When is a local partner commercially useful even if it is not legally required?
A local partner can still be useful when the issue is commercial access, distribution, sector know-how, or post-incorporation execution. The mistake is treating those business reasons as if they were incorporation rules. In ordinary company-law terms, Indian entrepreneurs should first answer the ownership question from the law, then decide separately whether a Turkish commercial partner adds value.
That usually leads to better decisions. If the real need is bookkeeping, payroll, trade support, or local representation, those services can often be contracted directly. If the real need is equity alignment around customers or supply chain access, then a partner discussion becomes more serious. Mixing those two motives at the start often produces avoidable ownership regret.
Frequently asked questions
Is there a special Turkish incorporation route only for Indian citizens?
No.

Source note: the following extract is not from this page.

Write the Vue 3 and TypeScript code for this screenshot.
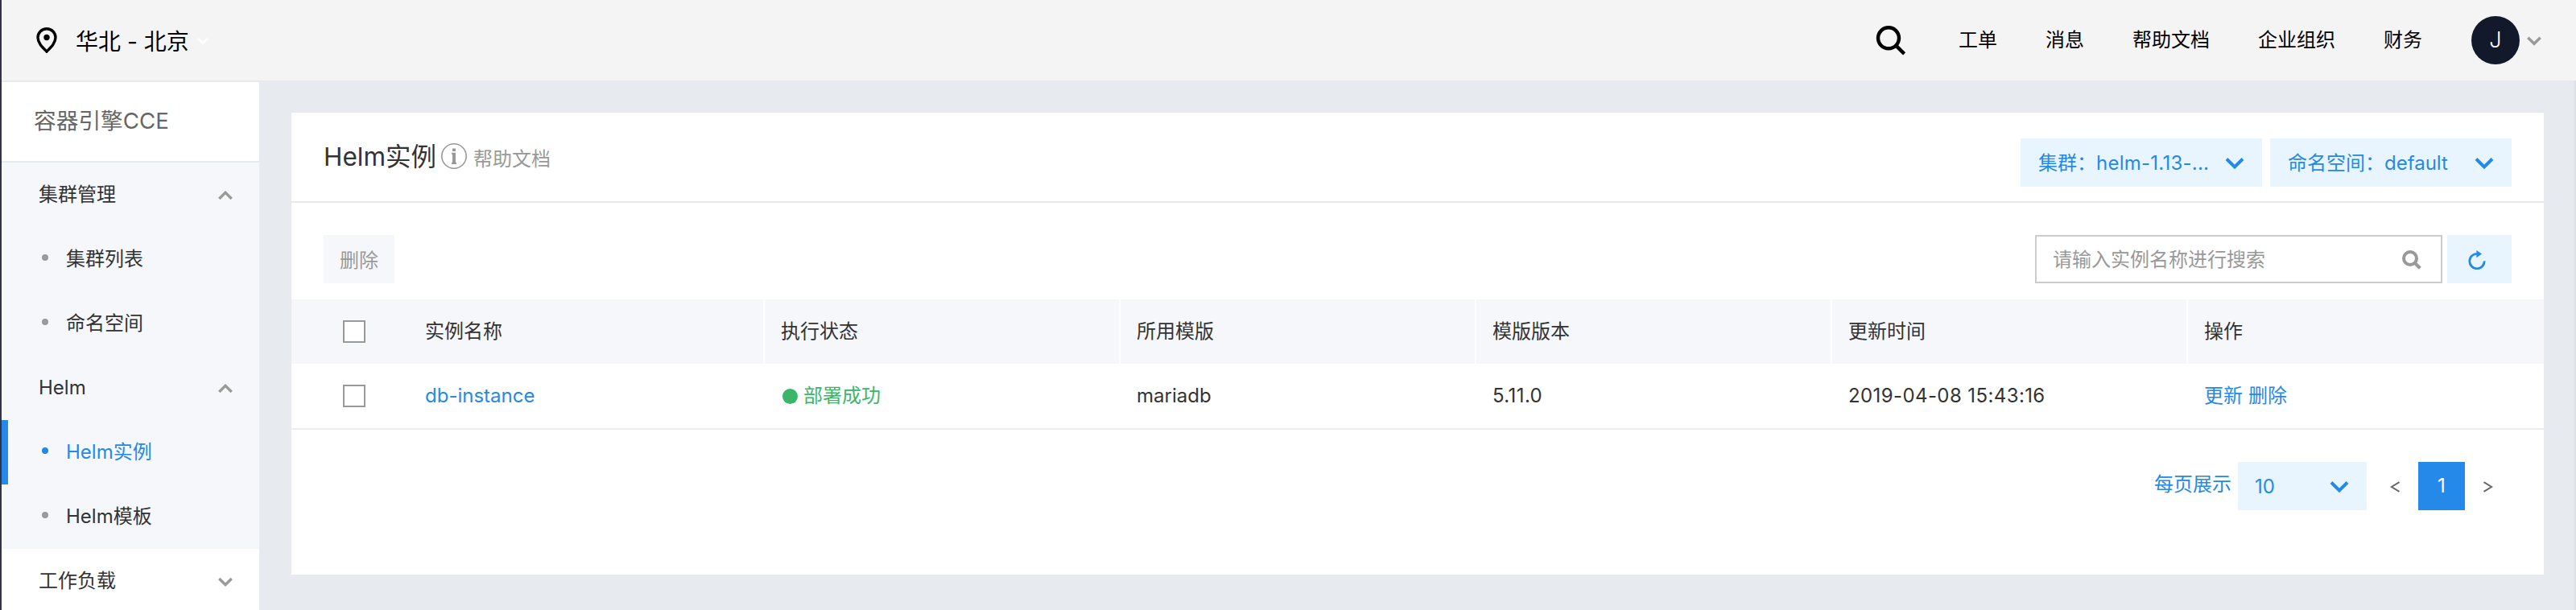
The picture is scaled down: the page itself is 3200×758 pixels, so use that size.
<script setup lang="ts">
interface MenuEntry {
  label: string
  kind: 'group' | 'item'
  open?: boolean
  active?: boolean
}

const navLinks: string[] = ['工单', '消息', '帮助文档', '企业组织', '财务']

const menu: MenuEntry[] = [
  { label: '集群管理', kind: 'group', open: true },
  { label: '集群列表', kind: 'item' },
  { label: '命名空间', kind: 'item' },
  { label: 'Helm', kind: 'group', open: true },
  { label: 'Helm实例', kind: 'item', active: true },
  { label: 'Helm模板', kind: 'item' },
  { label: '工作负载', kind: 'group', open: false },
]

const columns: string[] = ['实例名称', '执行状态', '所用模版', '模版版本', '更新时间', '操作']

const rows = [
  {
    name: 'db-instance',
    status: '部署成功',
    template: 'mariadb',
    version: '5.11.0',
    updated: '2019-04-08 15:43:16',
  },
]
</script>

<template>
  <div class="page">
    <header class="topbar">
      <svg class="pin" viewBox="0 0 26 32">
        <path d="M13 1.8C6.8 1.8 2 6.5 2 12.6 2 19.6 8 25 13 30c5-5 11-10.4 11-17.4C24 6.5 19.2 1.8 13 1.8z" fill="none" stroke="#000" stroke-width="3.4" />
        <circle cx="13" cy="12.5" r="3.7" fill="#000" />
      </svg>
      <span class="region">华北 - 北京</span>
      <svg class="region-arrow" viewBox="0 0 16 10"><path d="M1.5 2L8 7.5L14.5 2" fill="none" stroke="#fff" stroke-width="2.6" /></svg>
      <nav class="links">
        <svg class="top-search" viewBox="0 0 38 38">
          <circle cx="16" cy="16.3" r="13" fill="none" stroke="#000" stroke-width="4.4" />
          <path d="M25.3 25.6L35.6 35.9" stroke="#000" stroke-width="4.4" />
        </svg>
        <a v-for="link in navLinks" :key="link" class="link">{{ link }}</a>
      </nav>
      <span class="avatar">J</span>
      <svg class="user-arrow" viewBox="0 0 18 12"><path d="M1.3 1.8L9 9.3L16.7 1.8" fill="none" stroke="#999" stroke-width="3.4" /></svg>
    </header>

    <div class="body">
      <aside class="sidebar">
        <h2 class="product">容器引擎CCE</h2>
        <ul class="menu">
          <li
            v-for="entry in menu"
            :key="entry.label"
            :class="['entry', entry.kind, { active: entry.active, closed: entry.kind === 'group' && !entry.open }]"
          >
            <i v-if="entry.kind === 'item'" class="dot"></i>
            <span class="label">{{ entry.label }}</span>
            <svg v-if="entry.kind === 'group'" class="fold" viewBox="0 0 18 12">
              <path :d="entry.open ? 'M1.3 10L9 2.4L16.7 10' : 'M1.3 2L9 9.6L16.7 2'" fill="none" stroke="#999" stroke-width="3.4" />
            </svg>
          </li>
        </ul>
      </aside>

      <main class="content">
        <section class="card">
          <div class="card-head">
            <h1 class="title">Helm实例</h1>
            <svg class="info" viewBox="0 0 32 32">
              <circle cx="16" cy="16" r="15.2" fill="none" stroke="#999" stroke-width="1.6" />
              <path d="M14 6.5h4v3.6h-4zM13 11.8H18V24h1v2h-6v-2h1v-10.2h-1z" fill="#999" />
            </svg>
            <a class="help">帮助文档</a>
            <div class="selects">
              <div class="select">
                <span>集群：<em>helm-1.13-...</em></span>
                <svg class="arrow" viewBox="0 0 24 16"><path d="M2 2.5L12 12.5L22 2.5" fill="none" stroke="#2589e9" stroke-width="4" /></svg>
              </div>
              <div class="select">
                <span>命名空间：default</span>
                <svg class="arrow" viewBox="0 0 24 16"><path d="M2 2.5L12 12.5L22 2.5" fill="none" stroke="#2589e9" stroke-width="4" /></svg>
              </div>
            </div>
          </div>

          <div class="toolbar">
            <button class="delete" type="button">删除</button>
            <div class="search">
              <span class="placeholder">请输入实例名称进行搜索</span>
              <svg class="search-icon" viewBox="0 0 24 24">
                <circle cx="10" cy="10" r="8" fill="none" stroke="#999" stroke-width="4" />
                <path d="M15.5 15.5L22.3 22.3" stroke="#999" stroke-width="4.2" />
              </svg>
            </div>
            <button class="refresh" type="button">
              <svg viewBox="0 0 24 24">
                <path d="M12.5 4.4A9.2 9.2 0 1 0 21.2 13.4" fill="none" stroke="#2589e9" stroke-width="2.8" />
                <path d="M11.4 0L18 4.6L11.4 9.2z" fill="#2589e9" />
              </svg>
            </button>
          </div>

          <div class="grid head">
            <div class="check"><i class="box"></i></div>
            <div v-for="col in columns" :key="col" class="cell">{{ col }}</div>
          </div>
          <div v-for="row in rows" :key="row.name" class="grid row">
            <div class="check"><i class="box"></i></div>
            <div class="cell"><a class="blue">{{ row.name }}</a></div>
            <div class="cell status"><i class="state"></i><span>{{ row.status }}</span></div>
            <div class="cell">{{ row.template }}</div>
            <div class="cell number">{{ row.version }}</div>
            <div class="cell number">{{ row.updated }}</div>
            <div class="cell actions"><a>更新</a><a>删除</a></div>
          </div>

          <div class="pager">
            <span class="per-page">每页展示</span>
            <div class="size">
              <span>10</span>
              <svg class="arrow" viewBox="0 0 24 16"><path d="M2 2.5L12 12.5L22 2.5" fill="none" stroke="#2589e9" stroke-width="4" /></svg>
            </div>
            <svg class="step" viewBox="0 0 12 14"><path d="M11.5 1.2L1.8 7L11.5 12.8" fill="none" stroke="#666" stroke-width="2" /></svg>
            <span class="current">1</span>
            <svg class="step" viewBox="0 0 12 14"><path d="M0.5 1.2L10.2 7L0.5 12.8" fill="none" stroke="#666" stroke-width="2" /></svg>
          </div>
        </section>
      </main>
      <div class="edge"></div>
    </div>
  </div>
</template>

<style>
body {
  margin: 0;
}
</style>

<style scoped>
* {
  box-sizing: border-box;
}
.page {
  width: 3200px;
  height: 758px;
  overflow: hidden;
  border-left: 2px solid #32324a;
  background: #e7eaef;
  color: #333;
  font-family: Inter, "Noto Sans CJK SC", sans-serif;
  font-size: 24px;
  font-weight: 380;
  line-height: 34px;
  white-space: nowrap;
  display: flex;
  flex-direction: column;
}
.topbar {
  height: 100px;
  flex: none;
  background: #f4f4f4;
  display: flex;
  align-items: center;
  padding: 0 43px 0 43px;
  color: #000;
}
.pin {
  width: 26px;
  height: 32px;
  margin-right: 23px;
}
.region {
  font-size: 28px;
  margin-top: 3px;
}
.region-arrow {
  width: 16px;
  height: 10px;
  margin: 2px 0 0 9px;
}
.links {
  margin-left: auto;
  display: flex;
  align-items: center;
  gap: 60px;
}
.top-search {
  width: 38px;
  height: 38px;
  margin-right: 5px;
}
.avatar {
  width: 60px;
  height: 60px;
  margin-left: 61px;
  border-radius: 50%;
  background: #12192b;
  color: #fff;
  font-size: 27px;
  font-weight: 350;
  text-align: center;
  line-height: 60px;
}
.user-arrow {
  width: 18px;
  height: 12px;
  margin: 2px 0 0 9px;
}
.body {
  flex: 1;
  display: flex;
  min-height: 0;
}
.sidebar {
  width: 320px;
  flex: none;
  background: #fff;
  border-top: 2px solid #e7e9ec;
}
.product {
  margin: 0;
  height: 100px;
  padding-left: 40px;
  border-bottom: 2px solid #e7e9ec;
  font-size: 27.7px;
  font-weight: 370;
  line-height: 97px;
  color: #666;
}
.menu {
  margin: 0;
  padding: 0;
  list-style: none;
}
.entry {
  height: 80px;
  display: flex;
  align-items: center;
  background: #f6f7fb;
  padding: 0 33px 0 46px;
}
.entry.closed {
  background: #fff;
}
.fold {
  width: 18px;
  height: 12px;
  margin: 2px 0 0 auto;
}
.dot {
  width: 8px;
  height: 8px;
  margin: 0 22px 4px 4px;
  border-radius: 50%;
  background: #999;
}
.entry.active {
  border-left: 8px solid #2589e9;
  padding-left: 38px;
  color: #2589e9;
}
.active .dot {
  background: #2589e9;
}
.content {
  flex: 1;
  padding: 40px 36px 44px 40px;
}
.edge {
  width: 4px;
  background: linear-gradient(90deg, #e7eaef, #dcdfe5);
}
.card {
  height: 574px;
  background: #fff;
}
.card-head {
  height: 112px;
  border-bottom: 2px solid #e7e9eb;
  padding: 0 40px;
  display: flex;
  align-items: center;
}
.title {
  margin: 0;
  width: 138px;
  font-size: 31.5px;
  font-weight: 370;
}
.info {
  width: 32px;
  height: 32px;
  margin: 0 8px 2px;
}
.help {
  margin-top: 5px;
  color: #999;
}
.selects {
  margin: 14px 0 0 auto;
  display: flex;
  gap: 10px;
}
.select,
.size {
  width: 300px;
  height: 60px;
  padding: 2px 22px 0;
  background: #e8f5fe;
  color: #2589e9;
  display: flex;
  align-items: center;
  justify-content: space-between;
}
.select em {
  font-style: normal;
  letter-spacing: 0.25px;
}
.arrow {
  width: 24px;
  height: 16px;
}
.toolbar {
  height: 120px;
  padding: 20px 40px 0;
  display: flex;
  align-items: center;
}
.delete,
.refresh {
  border: 0;
  padding: 0;
  height: 60px;
  font: inherit;
}
.delete {
  width: 88px;
  padding-top: 3px;
  background: #f6f7fb;
  color: #999;
}
.search {
  width: 506px;
  height: 60px;
  margin: 0 6px 0 auto;
  border: 2px solid #ccc;
  padding: 1px 24px 0 20px;
  display: flex;
  align-items: center;
  justify-content: space-between;
  color: #999;
}
.search-icon {
  width: 24px;
  height: 24px;
}
.refresh {
  width: 80px;
  background: #e8f5fe;
}
.refresh svg {
  display: block;
  width: 24px;
  height: 24px;
  margin: 2px auto 0 25px;
}
.grid {
  display: grid;
  grid-template-columns: 146px repeat(6, 442px);
  height: 80px;
}
.head {
  background: #f6f7fb;
}
.row {
  height: 82px;
  border-bottom: 2px solid #ebedf5;
}
.check {
  display: flex;
  align-items: center;
  padding-left: 64px;
}
.box {
  width: 28px;
  height: 28px;
  border: 2px solid #999;
  background: #fff;
}
.cell {
  padding-left: 20px;
  display: flex;
  align-items: center;
}
.head .cell:not(:last-child) {
  border-right: 2px solid #fff;
}
.number {
  letter-spacing: 0.4px;
}
.blue,
.actions a {
  color: #2589e9;
}
.actions {
  gap: 7px;
}
.status {
  color: #39b66a;
}
.state {
  width: 19px;
  height: 19px;
  margin: 0 7px 0 2px;
  border-radius: 50%;
  background: #39b66a;
}
.pager {
  display: flex;
  align-items: center;
  justify-content: flex-end;
  padding: 40px 63px 0 0;
}
.per-page {
  color: #2589e9;
  margin: 0 8px 4px 0;
}
.size {
  width: 160px;
  padding-left: 21px;
}
.step {
  width: 12px;
  height: 14px;
  margin-top: 2px;
}
.size + .step {
  margin-left: 29px;
}
.current {
  width: 58px;
  height: 60px;
  margin: 0 23px;
  background: #2589e9;
  color: #fff;
  line-height: 60px;
  text-align: center;
}
</style>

The official Invest in Türkiye page describes the foreign-investment framework through equal treatment rather than an India-only incorporation route.
Does an Indian founder need a Turkish shareholder?
Not in the ordinary sectors. The general rule is that foreign investors may establish the company forms allowed under the Turkish Commercial Code, subject to sector-specific exceptions.
What minimum capital is live for 2026 planning?
The official Ministry of Trade notice keeps the new-company minimums at TRY 50,000 for limited companies and TRY 250,000 for joint stock companies, effective from 1 January 2024.
Does the same-day wording mean the whole process finishes in one day?
No. It refers to the registry process once the file is ready at the Trade Registry Directorate. Cross-border document preparation can take longer.
What should be ready before MERSIS filing starts?
Potential tax identity numbers, apostilled and translated shareholder documents where needed, a settled address, and a clean draft of the constitutional documents should already be in shape. This is general information, not legal or tax advice.